Back in London, Sir Hugh raised the idea again with staff at the company's Park Royal brewery. One of these was Chris Chataway, an amateur athlete who would soon become famous as the pacemaker for Roger (now Sir Roger) Bannister's legendary sub-four-minute mile in 1954. Chataway knew who would make the ideal compilers for such a volume of superlative facts: the McWhirter twins, Ross and Norris, themselves keen athletes but with even keener brains for stats and facts. Introductions were made and before long, the twins were engaged to realise Sir Hugh's vision.
From an office in London's Fleet Street, the McWhirters compiled the first ever Guinness Book of Records. The small green hardback, with its single colour photograph (of Mount Everest), was modest in size but densely packed with facts, figures and superlatives. It certainly exceeded Sir Hugh's expectations. Initially, the book was given free to some of the 80,000 or so pubs in the UK, but landlords soon began reporting back that it was being stolen. It was decided that the book should be sold in retail, and despite a faltering start - the UK's largest book chain was unimpressed and put in a first order of just six copies! - it went on to be 1955's Christmas best-seller.
Today, 60 years on, Guinness World Records - as it was renamed in 2001 when it was finally sold by the brewery - continues to top the best-sellers lists. In 1974, it overtook Dr Benjamin Spock's Baby and Child Care as the biggest selling copyrighted title of all time, and it remains the world's best-selling annual book, with accumulated sales to date of more than 132 million copies.
Much has changed in the world since the 1950s, of course, but the mandate of the book's editors has remained the same: to collate and curate world record achievements, creating a unique vision of the world... one seen through the lens of the superlative. The remit has widened to encompass the thousands of claims we now receive each year via the internet - we get about 1,000 applications and enquiries every week - and we're now much more than a book thanks to our global TV output, digital platforms such as Youtube and our social media channels, records adjudication services, licensing business, and all the other arms you'd expect on a 21st-century brand.
For yes, we are a commercial entity - a fact sometimes overlooked by those claimants who assume that because they're taxpayers, they have a right to be a record holder! But as long as an application satisfies the Records Management Team's criteria, it will be accepted as a Guinness World Records title. (On saying that, less than 10% of applications make it through to our database, and even fewer make it into the book.)
I've had the honour and pleasure of working with Guinness World Records for just over 13 years, the last 10 serving as Editor in Chief - the longest tenure as Editor after Norris McWhirter. Although Norris retired in 1985 (Ross died in 1975, a victim of the IRA), he came back into the fold in 2005 to help us with the 50th anniversary edition, so for me there's some sense of continuity, of a handover.

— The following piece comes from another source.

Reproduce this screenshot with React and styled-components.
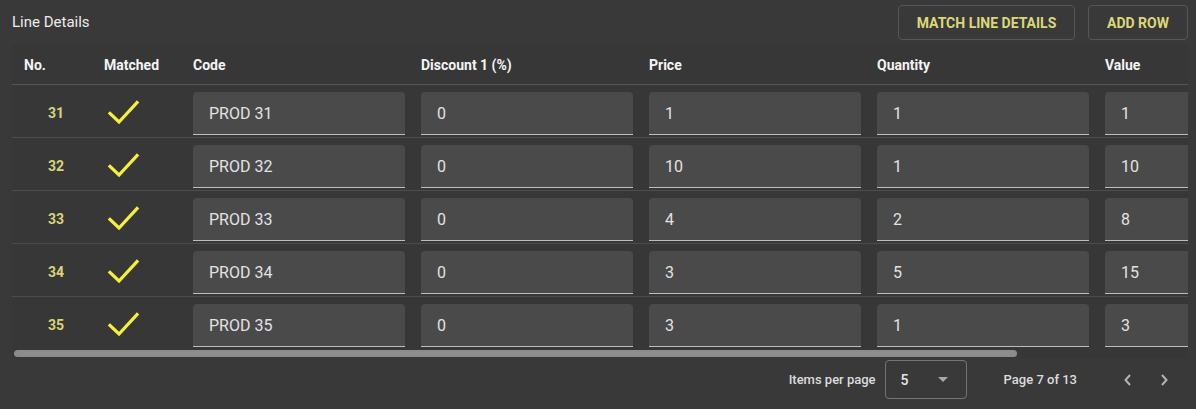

It's been a remarkable 13 years for me, and I've had the chance to witness record breaking in all its glorious, weird, awe-inspiring forms: I've measured the world's tallest and shortest, weighed the heaviest, and said happy birthday to the oldest; I've hung out with international superstar actors and musicians, dined with royalty and given speeches to governments; and I've handed over certificates to the greatest athletes ever to run, jump, swim or cycle.
But Guinness World Records is more than just a list of celebrated Oscar winners and Olympic medallist - it gives everyone, everywhere, the opportunity to be the best at something. So I've also counted a teenage girl's collection of troll dolls, and counted the piercings of a senior citizen old enough to be my great grandfather; I've watched a Mexican martial artist head-butt pine boards and endured a 24-hour karaoke marathon by a tone-deaf man; and I've weighed onions and cabbages bigger than my own head.
We've never given up on Sir Hugh Beaver's vision of answering those questions that other books don't. But sixty years after the publication of that first Guinness Book of Records, it's clear that the light of knowledge sparked by Sir Hugh's idea has revealed more than just answers - it has illuminated a path to self-discovery, a path down which anyone can tread if they want to get their name in the record books. There, at the end, you'll find our adjudicators with their tape measures and stopwatches, documenting the world. Here's to doing so for another 60 years...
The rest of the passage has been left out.